Una queja de Zeus en la odisea pone de manifiesto la exclusiva responsabilidad humana en muchos males: “¡Ay, ¡Cómo culpan los mortales a los Dioses!, pues de nosotros, dicen, proceden los males. Pero ellos también por su estupidez, (les suena familiar) soportan dolores más allá de lo que les corresponde”. Estas palabras de Homero anticiparon siempre a la historia, pues son los hombres quienes han inventado los potros de tortura, la esclavitud, los látigos, innúmero de armas ahora químicas y biológicas, el bioterrorismo, novedosos sistemas digitales para el control social.
Acotación necesaria…
La responsabilidad humana en el sufrimiento es abrumad… No solo la naturaleza se arma contra el hombre y lo devasta; también él se arma contra él convirtiéndose en carne de cañón, carne de la carnicería en Auschwitz, como de feto abortivo, carne quemada en Hiroshima, desmembrada en Ruanda, carme que muere en la represión homicida guerrillas, y guerra carne aplastada en las históricas sistemáticas persecuciones de los imperios totalitarios.

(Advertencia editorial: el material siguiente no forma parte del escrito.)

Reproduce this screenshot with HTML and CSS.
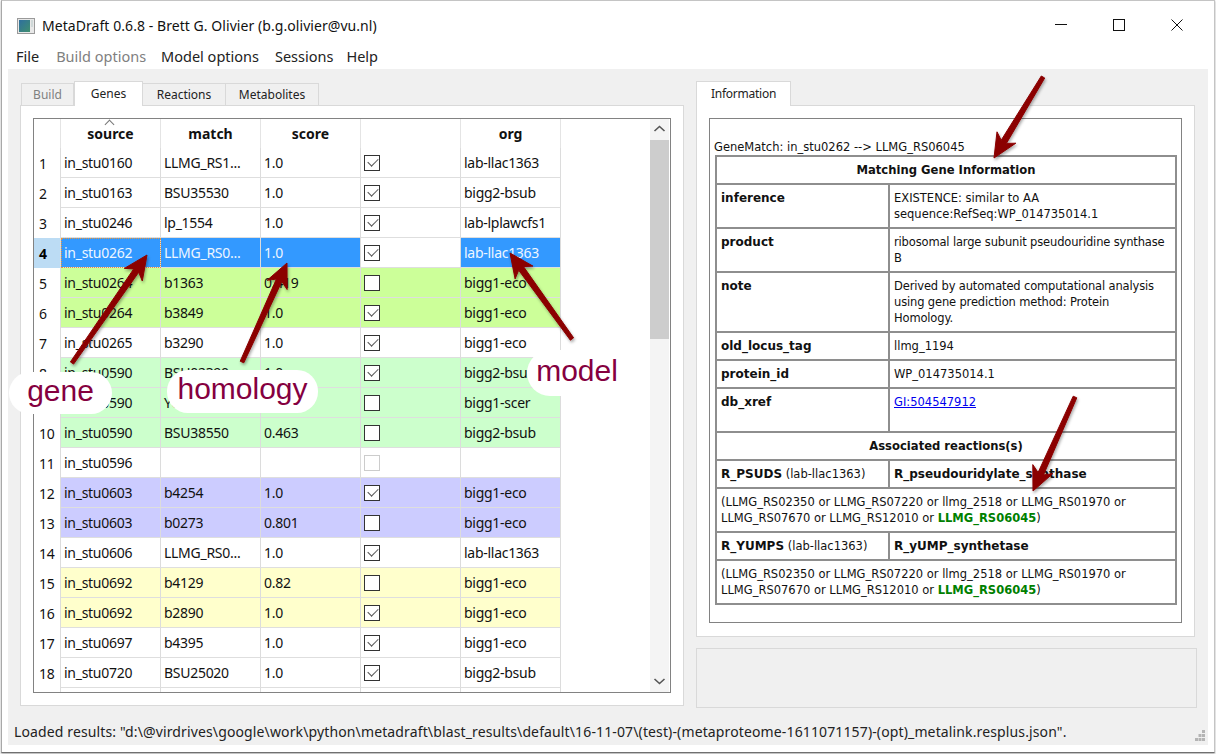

Hobbes se quedó corto: por desgracia, hombre ha demostrado cuando se lo propone, puede ser peor.
El dolor humano…
Desde la antigüedad, la extensión y la intensidad del dolor humano han hecho intuir junto a un Dios bueno, la existencia de un principio maligno con poderes sobrehumanos.
Pero, si el Dios bueno es todopoderoso. El aparece a los ojos de muchos como el último responsable del triunfo para ellos del dolor, al menos por no impedirlo por eso, sumergida con frecuencia en el horror, la historia de la humanidad se convierte a veces en el juicio a Dios, en una acusación por parte del hombre. Hay épocas en que la opinión publica sienta a Dios en el banquillo, ya sucedió en el siglo de Voltaire, y ha sucedido a lo largo de todo el siglo XX y en estas dos décadas transcurridas con la suma de la pandemia del Covic-19.
Recordar a Zeus:
“Es oportuno recordar la ardorosa protesta de Zeus, pues no parece razonable señalar a Dios como responsable de nuestros crímenes, aunque a veces nos gustaría atrevernos a preguntarle por qué ha proporcionado a los hombres la excesiva libertad de torturar a sus semejantes. Nos gustaría a muchos igual preguntar, como Shakespeare, ¿Por qué el alma humana, que lleva tanta belleza, tanta bondad, tanta savia de nobleza puede ser el nido de los instintos más deshumanizados?
Elie wiesel nacido en Rumania en 1928 y fue yevado a Auschwitz cuando tenía 12 años, el breve y tristísimo relato de su relato de su experiencia en los campos de exterminios intitulado “La noche, lo abre precisamente con la noche de su yegada a Auschwitz: “No lejos de nosotros, de un foso salían llamas gigantescas. Estaban quemando algo. Un camión se acercó al foso y descargo su carga: ¡eran niños! Si lo vi con mis propios ojos. No podía creerlo. Tenía que ser una pesadilla. ¿Me mordí los labios para comprobar? que estaba vivo y despierto ¿Cómo era posible que se quemara hombres, a niños y que el mundo callara? Jamás olvidare esa primera noche en el campo que hizo de mi vida una larga noche bajo siete vueltas de llave. Jamás olvidare esa humarera y la cara de los niños que vi convertirse en humo. Jamás olvidare esos instantes que asesinaron a mi Dios y a mi alma, y dieron a mis sueños el rostro del desierto. Jamás olvidare ese silencio nocturno que me quito para siempre las ganas de vivir.
La trayectoria de Elie Wiesel recuerda siempre la de Jean-Marie Lustinger. En cierto sentido parecen vidas paralelas. Ambos tenían la misma edad, europeos de raza judía conocieron en su adolescencia la barbarie nazi, salvaron sus vidas, estudiaron en la Sorbona y entraron al siglo XXI con un prestigio reconocido en todo el mundo. Pero el paralelismo termina en un punto muy concreto: su relación con Dios. Porque Wiesel era un niño que practicaba con piedad su religión judía, mientras Lustinger se consideraba agnóstico desde su juventud temprana. Después, la experiencia traumática común les yeva a un giro religioso completo, pero de signo contrario.
Wiesel confiesa que la sinrazón nazi derrumbo y aplastó su fe en Dios. Lustinger yegó a una conclusión muy diferente: el abismo del mal es tan profundo que no tiene explicación humana. Solo una fuerza sobrenatural diabólica puede engendrarlo, y solo la vida y las palabras de Jesucristo puede ayudarnos a superarlo. Así descubrió su vocación al sacerdocio el futuro arzobispo de parís
“La inmortalidad solo abre media hoja de su puerta estrecha y deslumbrante”.